* DATA EXCERPT:
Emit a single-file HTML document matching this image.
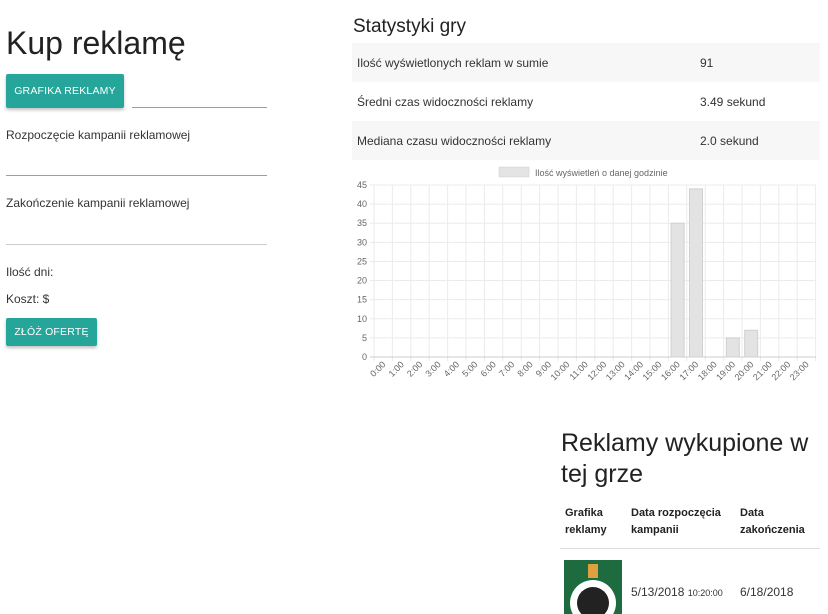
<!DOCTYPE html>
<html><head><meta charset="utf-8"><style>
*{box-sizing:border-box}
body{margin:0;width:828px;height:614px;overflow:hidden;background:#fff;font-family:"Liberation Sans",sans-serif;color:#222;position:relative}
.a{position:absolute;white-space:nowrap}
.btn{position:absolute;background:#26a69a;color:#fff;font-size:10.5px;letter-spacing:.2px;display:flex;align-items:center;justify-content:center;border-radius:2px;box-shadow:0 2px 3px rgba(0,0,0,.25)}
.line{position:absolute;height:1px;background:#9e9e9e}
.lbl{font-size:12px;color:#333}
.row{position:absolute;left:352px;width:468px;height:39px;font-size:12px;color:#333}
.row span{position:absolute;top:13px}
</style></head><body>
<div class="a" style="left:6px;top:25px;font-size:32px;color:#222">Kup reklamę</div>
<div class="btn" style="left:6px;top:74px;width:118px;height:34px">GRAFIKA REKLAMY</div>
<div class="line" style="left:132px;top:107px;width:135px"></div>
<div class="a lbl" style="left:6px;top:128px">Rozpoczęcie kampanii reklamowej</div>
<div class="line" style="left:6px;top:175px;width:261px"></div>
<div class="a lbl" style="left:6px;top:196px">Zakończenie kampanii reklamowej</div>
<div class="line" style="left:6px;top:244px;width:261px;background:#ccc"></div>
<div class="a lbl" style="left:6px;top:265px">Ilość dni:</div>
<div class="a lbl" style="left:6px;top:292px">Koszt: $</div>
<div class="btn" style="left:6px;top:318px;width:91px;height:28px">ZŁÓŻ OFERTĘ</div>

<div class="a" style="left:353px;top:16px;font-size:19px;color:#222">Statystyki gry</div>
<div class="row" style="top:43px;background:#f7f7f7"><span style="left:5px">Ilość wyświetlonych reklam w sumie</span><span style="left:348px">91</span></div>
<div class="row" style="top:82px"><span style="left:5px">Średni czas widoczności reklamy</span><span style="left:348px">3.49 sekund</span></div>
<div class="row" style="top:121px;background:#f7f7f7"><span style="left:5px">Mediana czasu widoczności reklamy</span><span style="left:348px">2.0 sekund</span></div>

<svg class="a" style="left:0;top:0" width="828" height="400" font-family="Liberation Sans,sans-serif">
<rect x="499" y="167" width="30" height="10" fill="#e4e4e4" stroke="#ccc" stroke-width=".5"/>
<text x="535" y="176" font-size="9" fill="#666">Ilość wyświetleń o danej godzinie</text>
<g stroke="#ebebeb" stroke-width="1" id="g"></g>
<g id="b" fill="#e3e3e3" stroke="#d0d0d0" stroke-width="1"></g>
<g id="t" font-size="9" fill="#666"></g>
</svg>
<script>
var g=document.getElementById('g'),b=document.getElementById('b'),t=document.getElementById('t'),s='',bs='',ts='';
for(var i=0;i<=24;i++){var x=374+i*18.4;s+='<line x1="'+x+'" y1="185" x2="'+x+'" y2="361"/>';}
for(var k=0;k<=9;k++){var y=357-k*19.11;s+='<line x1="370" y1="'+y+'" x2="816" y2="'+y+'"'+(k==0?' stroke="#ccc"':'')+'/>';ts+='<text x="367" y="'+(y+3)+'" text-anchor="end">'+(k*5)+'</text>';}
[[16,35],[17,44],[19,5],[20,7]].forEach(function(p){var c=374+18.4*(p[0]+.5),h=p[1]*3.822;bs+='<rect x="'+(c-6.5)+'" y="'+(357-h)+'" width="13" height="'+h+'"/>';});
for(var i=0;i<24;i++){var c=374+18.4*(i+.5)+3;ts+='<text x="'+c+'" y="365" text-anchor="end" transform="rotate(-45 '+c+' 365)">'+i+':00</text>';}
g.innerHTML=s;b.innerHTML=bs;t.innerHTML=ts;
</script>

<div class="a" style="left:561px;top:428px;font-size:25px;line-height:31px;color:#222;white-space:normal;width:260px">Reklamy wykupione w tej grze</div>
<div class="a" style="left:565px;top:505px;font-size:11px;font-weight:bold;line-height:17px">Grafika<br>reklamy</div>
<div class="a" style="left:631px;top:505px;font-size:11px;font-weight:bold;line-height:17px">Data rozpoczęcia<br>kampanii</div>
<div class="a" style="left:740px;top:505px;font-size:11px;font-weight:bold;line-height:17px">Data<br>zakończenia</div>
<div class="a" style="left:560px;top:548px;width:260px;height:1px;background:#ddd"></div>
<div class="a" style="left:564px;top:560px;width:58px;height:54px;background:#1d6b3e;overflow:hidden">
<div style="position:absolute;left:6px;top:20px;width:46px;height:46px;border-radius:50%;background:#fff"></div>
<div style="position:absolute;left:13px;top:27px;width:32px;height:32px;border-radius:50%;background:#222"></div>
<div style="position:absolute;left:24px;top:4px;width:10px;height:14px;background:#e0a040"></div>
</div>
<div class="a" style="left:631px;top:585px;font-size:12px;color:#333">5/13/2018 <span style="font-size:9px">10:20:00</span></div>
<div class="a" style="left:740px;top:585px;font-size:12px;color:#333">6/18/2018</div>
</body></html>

* DESCRIPTION OF THE TASK: Output each line exactly; omit every picture.

* OUTPUT FOR THIS EXERCISE:
Emit a single-file HTML document matching this image.
<!DOCTYPE html>
<html><head><meta charset="utf-8"><style>
*{box-sizing:border-box}
body{margin:0;width:828px;height:614px;overflow:hidden;background:#fff;font-family:"Liberation Sans",sans-serif;color:#222;position:relative}
.a{position:absolute;white-space:nowrap}
.btn{position:absolute;background:#26a69a;color:#fff;font-size:10.5px;letter-spacing:.2px;display:flex;align-items:center;justify-content:center;border-radius:2px;box-shadow:0 2px 3px rgba(0,0,0,.25)}
.line{position:absolute;height:1px;background:#9e9e9e}
.lbl{font-size:12px;color:#333}
.row{position:absolute;left:352px;width:468px;height:39px;font-size:12px;color:#333}
.row span{position:absolute;top:13px}
</style></head><body>
<div class="a" style="left:6px;top:25px;font-size:32px;color:#222">Kup reklamę</div>
<div class="btn" style="left:6px;top:74px;width:118px;height:34px">GRAFIKA REKLAMY</div>
<div class="line" style="left:132px;top:107px;width:135px"></div>
<div class="a lbl" style="left:6px;top:128px">Rozpoczęcie kampanii reklamowej</div>
<div class="line" style="left:6px;top:175px;width:261px"></div>
<div class="a lbl" style="left:6px;top:196px">Zakończenie kampanii reklamowej</div>
<div class="line" style="left:6px;top:244px;width:261px;background:#ccc"></div>
<div class="a lbl" style="left:6px;top:265px">Ilość dni:</div>
<div class="a lbl" style="left:6px;top:292px">Koszt: $</div>
<div class="btn" style="left:6px;top:318px;width:91px;height:28px">ZŁÓŻ OFERTĘ</div>

<div class="a" style="left:353px;top:16px;font-size:19px;color:#222">Statystyki gry</div>
<div class="row" style="top:43px;background:#f7f7f7"><span style="left:5px">Ilość wyświetlonych reklam w sumie</span><span style="left:348px">91</span></div>
<div class="row" style="top:82px"><span style="left:5px">Średni czas widoczności reklamy</span><span style="left:348px">3.49 sekund</span></div>
<div class="row" style="top:121px;background:#f7f7f7"><span style="left:5px">Mediana czasu widoczności reklamy</span><span style="left:348px">2.0 sekund</span></div>

<svg class="a" style="left:0;top:0" width="828" height="400" font-family="Liberation Sans,sans-serif">
<rect x="499" y="167" width="30" height="10" fill="#e4e4e4" stroke="#ccc" stroke-width=".5"/>
<text x="535" y="176" font-size="9" fill="#666">Ilość wyświetleń o danej godzinie</text>
<g stroke="#ebebeb" stroke-width="1" id="g"></g>
<g id="b" fill="#e3e3e3" stroke="#d0d0d0" stroke-width="1"></g>
<g id="t" font-size="9" fill="#666"></g>
</svg>
<script>
var g=document.getElementById('g'),b=document.getElementById('b'),t=document.getElementById('t'),s='',bs='',ts='';
for(var i=0;i<=24;i++){var x=374+i*18.4;s+='<line x1="'+x+'" y1="185" x2="'+x+'" y2="361"/>';}
for(var k=0;k<=9;k++){var y=357-k*19.11;s+='<line x1="370" y1="'+y+'" x2="816" y2="'+y+'"'+(k==0?' stroke="#ccc"':'')+'/>';ts+='<text x="367" y="'+(y+3)+'" text-anchor="end">'+(k*5)+'</text>';}
[[16,35],[17,44],[19,5],[20,7]].forEach(function(p){var c=374+18.4*(p[0]+.5),h=p[1]*3.822;bs+='<rect x="'+(c-6.5)+'" y="'+(357-h)+'" width="13" height="'+h+'"/>';});
for(var i=0;i<24;i++){var c=374+18.4*(i+.5)+3;ts+='<text x="'+c+'" y="365" text-anchor="end" transform="rotate(-45 '+c+' 365)">'+i+':00</text>';}
g.innerHTML=s;b.innerHTML=bs;t.innerHTML=ts;
</script>

<div class="a" style="left:561px;top:428px;font-size:25px;line-height:31px;color:#222;white-space:normal;width:260px">Reklamy wykupione w tej grze</div>
<div class="a" style="left:565px;top:505px;font-size:11px;font-weight:bold;line-height:17px">Grafika<br>reklamy</div>
<div class="a" style="left:631px;top:505px;font-size:11px;font-weight:bold;line-height:17px">Data rozpoczęcia<br>kampanii</div>
<div class="a" style="left:740px;top:505px;font-size:11px;font-weight:bold;line-height:17px">Data<br>zakończenia</div>
<div class="a" style="left:560px;top:548px;width:260px;height:1px;background:#ddd"></div>
<div class="a" style="left:564px;top:560px;width:58px;height:54px;background:#1d6b3e;overflow:hidden">
<div style="position:absolute;left:6px;top:20px;width:46px;height:46px;border-radius:50%;background:#fff"></div>
<div style="position:absolute;left:13px;top:27px;width:32px;height:32px;border-radius:50%;background:#222"></div>
<div style="position:absolute;left:24px;top:4px;width:10px;height:14px;background:#e0a040"></div>
</div>
<div class="a" style="left:631px;top:585px;font-size:12px;color:#333">5/13/2018 <span style="font-size:9px">10:20:00</span></div>
<div class="a" style="left:740px;top:585px;font-size:12px;color:#333">6/18/2018</div>
</body></html>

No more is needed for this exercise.